Bring together all lines of the material below that contain the string "React".

**Provided material**
┄┄┄┄┄┄

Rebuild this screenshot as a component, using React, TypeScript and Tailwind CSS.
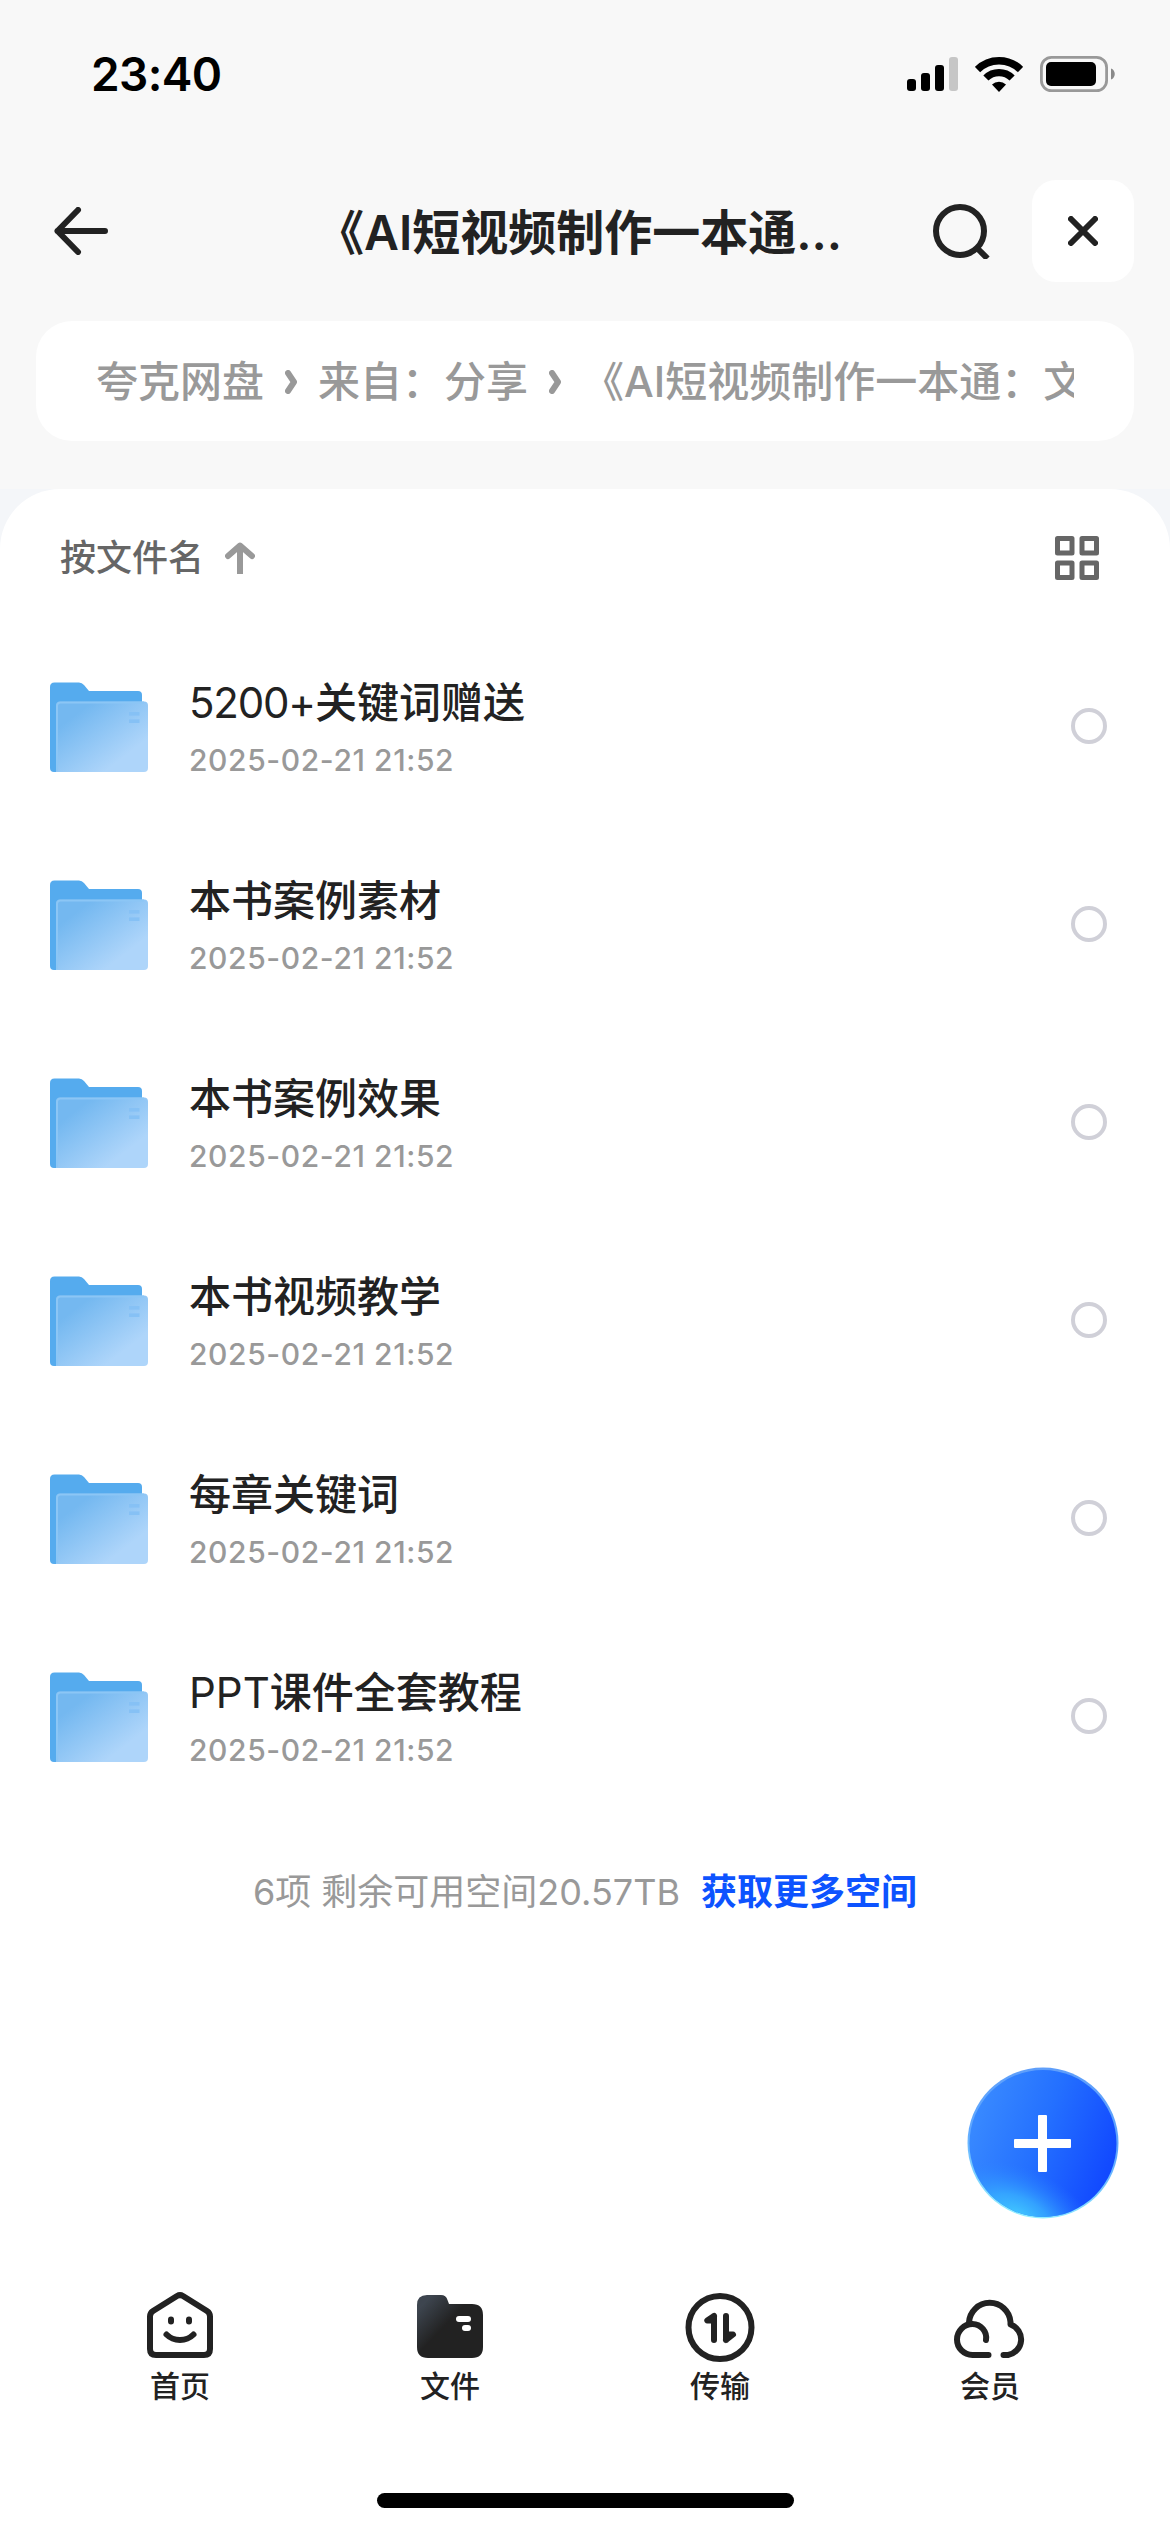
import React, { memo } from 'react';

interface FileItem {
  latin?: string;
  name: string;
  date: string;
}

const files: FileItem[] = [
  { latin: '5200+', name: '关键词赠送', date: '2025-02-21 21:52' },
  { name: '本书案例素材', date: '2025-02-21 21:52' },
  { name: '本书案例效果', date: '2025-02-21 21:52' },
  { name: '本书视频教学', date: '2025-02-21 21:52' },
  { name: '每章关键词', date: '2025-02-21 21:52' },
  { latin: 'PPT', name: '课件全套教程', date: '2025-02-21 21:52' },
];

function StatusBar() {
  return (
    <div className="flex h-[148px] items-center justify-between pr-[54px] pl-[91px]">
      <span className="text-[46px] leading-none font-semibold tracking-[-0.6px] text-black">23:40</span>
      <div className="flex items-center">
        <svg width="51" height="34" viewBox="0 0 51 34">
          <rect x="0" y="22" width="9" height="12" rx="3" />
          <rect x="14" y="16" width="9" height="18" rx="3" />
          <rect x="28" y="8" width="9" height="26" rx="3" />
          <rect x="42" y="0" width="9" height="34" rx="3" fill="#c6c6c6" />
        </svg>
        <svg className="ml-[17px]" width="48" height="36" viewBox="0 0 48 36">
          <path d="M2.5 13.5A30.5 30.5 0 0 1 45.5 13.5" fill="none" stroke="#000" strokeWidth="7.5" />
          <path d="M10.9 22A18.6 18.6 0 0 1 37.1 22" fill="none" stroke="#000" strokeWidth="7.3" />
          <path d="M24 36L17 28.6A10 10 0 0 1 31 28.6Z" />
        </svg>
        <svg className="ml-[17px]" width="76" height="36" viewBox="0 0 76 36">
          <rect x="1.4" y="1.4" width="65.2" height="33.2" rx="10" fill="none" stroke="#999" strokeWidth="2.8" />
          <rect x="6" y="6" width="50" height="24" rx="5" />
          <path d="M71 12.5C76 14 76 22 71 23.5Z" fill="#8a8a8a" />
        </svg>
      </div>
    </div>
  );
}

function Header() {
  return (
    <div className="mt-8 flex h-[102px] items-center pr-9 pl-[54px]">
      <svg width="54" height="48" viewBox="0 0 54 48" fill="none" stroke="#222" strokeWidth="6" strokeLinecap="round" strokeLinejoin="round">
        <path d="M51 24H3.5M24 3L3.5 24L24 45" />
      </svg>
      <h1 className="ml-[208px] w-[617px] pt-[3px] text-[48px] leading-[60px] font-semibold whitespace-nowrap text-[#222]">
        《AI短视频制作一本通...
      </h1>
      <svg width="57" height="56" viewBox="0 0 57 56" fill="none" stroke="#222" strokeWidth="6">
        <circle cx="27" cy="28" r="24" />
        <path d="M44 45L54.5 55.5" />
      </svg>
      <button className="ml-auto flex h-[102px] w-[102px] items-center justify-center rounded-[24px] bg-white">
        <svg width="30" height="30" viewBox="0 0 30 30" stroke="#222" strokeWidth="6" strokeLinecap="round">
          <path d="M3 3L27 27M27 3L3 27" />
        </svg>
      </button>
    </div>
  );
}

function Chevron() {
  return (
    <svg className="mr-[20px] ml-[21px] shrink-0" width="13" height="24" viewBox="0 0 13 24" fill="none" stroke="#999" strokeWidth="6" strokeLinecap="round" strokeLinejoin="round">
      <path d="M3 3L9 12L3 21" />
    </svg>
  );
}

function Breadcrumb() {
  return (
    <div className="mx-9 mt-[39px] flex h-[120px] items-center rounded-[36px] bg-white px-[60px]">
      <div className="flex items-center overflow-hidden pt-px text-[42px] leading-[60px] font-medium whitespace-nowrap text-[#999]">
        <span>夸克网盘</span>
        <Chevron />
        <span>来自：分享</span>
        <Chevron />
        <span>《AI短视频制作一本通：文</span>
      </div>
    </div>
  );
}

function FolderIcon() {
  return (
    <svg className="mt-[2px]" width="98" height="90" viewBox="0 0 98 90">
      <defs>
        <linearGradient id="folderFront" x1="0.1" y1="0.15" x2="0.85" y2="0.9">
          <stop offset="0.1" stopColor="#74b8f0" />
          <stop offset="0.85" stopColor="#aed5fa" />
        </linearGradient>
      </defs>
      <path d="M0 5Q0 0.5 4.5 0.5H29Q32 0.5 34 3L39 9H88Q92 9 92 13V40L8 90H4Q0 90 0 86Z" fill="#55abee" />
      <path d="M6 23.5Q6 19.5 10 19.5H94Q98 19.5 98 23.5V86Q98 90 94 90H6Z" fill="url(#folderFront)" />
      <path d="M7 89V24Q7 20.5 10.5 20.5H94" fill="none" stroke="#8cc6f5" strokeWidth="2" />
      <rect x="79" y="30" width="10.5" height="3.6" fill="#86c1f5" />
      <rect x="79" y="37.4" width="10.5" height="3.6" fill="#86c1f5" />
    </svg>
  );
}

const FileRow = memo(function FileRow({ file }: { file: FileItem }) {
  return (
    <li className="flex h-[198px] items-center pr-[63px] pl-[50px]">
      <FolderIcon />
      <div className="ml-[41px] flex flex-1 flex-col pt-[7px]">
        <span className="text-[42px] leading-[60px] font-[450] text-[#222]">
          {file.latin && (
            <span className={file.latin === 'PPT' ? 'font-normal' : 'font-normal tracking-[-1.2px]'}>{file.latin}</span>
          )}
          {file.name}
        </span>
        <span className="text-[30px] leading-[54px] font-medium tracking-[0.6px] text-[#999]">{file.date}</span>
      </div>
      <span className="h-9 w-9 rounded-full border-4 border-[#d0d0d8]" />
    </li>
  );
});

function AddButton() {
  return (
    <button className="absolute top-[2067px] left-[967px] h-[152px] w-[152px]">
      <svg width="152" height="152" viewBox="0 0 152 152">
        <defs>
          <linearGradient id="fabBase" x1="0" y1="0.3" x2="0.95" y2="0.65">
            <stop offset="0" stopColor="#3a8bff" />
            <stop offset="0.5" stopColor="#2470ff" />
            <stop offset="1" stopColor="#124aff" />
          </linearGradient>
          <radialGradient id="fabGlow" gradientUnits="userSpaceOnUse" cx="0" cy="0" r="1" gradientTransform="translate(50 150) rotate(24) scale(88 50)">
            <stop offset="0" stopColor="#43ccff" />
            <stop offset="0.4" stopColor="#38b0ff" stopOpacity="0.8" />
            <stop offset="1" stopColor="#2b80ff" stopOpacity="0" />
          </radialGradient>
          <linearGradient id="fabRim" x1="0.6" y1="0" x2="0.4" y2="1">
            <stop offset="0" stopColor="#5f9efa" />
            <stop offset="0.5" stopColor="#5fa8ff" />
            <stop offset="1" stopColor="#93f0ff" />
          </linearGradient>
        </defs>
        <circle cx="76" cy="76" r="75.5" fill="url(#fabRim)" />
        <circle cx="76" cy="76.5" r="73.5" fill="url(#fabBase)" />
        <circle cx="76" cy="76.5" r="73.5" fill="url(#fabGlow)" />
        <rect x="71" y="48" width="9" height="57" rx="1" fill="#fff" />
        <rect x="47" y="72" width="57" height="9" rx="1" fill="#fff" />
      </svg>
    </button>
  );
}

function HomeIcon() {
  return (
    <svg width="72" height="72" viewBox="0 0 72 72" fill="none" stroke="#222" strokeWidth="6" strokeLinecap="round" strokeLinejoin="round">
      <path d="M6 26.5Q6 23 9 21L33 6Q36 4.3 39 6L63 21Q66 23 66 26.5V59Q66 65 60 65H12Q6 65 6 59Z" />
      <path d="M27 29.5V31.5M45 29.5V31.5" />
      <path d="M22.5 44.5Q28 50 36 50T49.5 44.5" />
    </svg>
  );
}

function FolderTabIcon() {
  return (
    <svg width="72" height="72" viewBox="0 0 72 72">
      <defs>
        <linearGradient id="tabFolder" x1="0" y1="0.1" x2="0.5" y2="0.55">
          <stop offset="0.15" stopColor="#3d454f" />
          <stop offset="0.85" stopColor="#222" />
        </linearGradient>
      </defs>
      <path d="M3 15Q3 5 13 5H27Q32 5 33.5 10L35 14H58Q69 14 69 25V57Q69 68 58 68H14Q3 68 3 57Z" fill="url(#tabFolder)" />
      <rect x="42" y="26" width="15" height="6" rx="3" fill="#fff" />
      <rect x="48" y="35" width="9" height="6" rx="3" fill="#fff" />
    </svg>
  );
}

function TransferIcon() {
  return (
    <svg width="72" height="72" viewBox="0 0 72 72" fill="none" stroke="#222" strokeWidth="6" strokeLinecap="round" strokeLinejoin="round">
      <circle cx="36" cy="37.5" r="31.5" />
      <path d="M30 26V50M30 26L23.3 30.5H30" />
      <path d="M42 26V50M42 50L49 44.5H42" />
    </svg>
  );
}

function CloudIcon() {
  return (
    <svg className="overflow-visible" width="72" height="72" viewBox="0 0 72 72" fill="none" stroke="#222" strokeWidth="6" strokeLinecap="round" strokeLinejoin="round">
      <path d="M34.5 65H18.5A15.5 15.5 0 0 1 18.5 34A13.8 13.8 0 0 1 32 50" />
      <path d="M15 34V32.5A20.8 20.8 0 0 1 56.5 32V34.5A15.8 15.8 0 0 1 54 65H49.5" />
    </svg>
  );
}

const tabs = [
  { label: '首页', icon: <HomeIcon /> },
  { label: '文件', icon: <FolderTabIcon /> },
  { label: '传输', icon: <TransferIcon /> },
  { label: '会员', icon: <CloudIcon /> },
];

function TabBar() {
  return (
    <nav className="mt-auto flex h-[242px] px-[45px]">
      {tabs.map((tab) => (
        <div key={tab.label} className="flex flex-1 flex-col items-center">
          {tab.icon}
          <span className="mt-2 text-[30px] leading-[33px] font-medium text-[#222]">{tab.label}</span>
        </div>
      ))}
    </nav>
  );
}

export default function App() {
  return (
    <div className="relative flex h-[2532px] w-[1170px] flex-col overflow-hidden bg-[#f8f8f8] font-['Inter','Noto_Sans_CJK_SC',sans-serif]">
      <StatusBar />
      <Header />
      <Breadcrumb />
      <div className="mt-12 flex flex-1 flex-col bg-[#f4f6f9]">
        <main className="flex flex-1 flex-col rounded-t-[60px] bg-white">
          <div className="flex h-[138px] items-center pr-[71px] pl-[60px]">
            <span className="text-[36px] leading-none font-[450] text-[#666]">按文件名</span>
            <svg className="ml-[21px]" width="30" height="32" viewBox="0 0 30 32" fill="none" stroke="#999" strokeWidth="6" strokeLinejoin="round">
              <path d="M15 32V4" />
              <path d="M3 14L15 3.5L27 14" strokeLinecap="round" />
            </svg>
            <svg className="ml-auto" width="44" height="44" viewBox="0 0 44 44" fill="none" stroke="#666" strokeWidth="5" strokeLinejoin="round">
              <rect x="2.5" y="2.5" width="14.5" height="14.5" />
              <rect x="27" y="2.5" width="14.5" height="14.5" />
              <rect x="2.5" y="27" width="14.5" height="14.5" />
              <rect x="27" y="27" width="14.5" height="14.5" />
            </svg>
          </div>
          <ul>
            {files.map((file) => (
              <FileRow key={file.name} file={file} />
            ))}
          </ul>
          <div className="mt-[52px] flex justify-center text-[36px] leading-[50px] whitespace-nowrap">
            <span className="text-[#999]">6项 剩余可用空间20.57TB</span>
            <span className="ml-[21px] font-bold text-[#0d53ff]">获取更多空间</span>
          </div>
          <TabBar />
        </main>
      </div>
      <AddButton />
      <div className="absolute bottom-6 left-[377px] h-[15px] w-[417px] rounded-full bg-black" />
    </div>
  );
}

┄┄┄┄┄┄

**Response to the exercise**
Rebuild this screenshot as a component, using React, TypeScript and Tailwind CSS.
import React, { memo } from 'react';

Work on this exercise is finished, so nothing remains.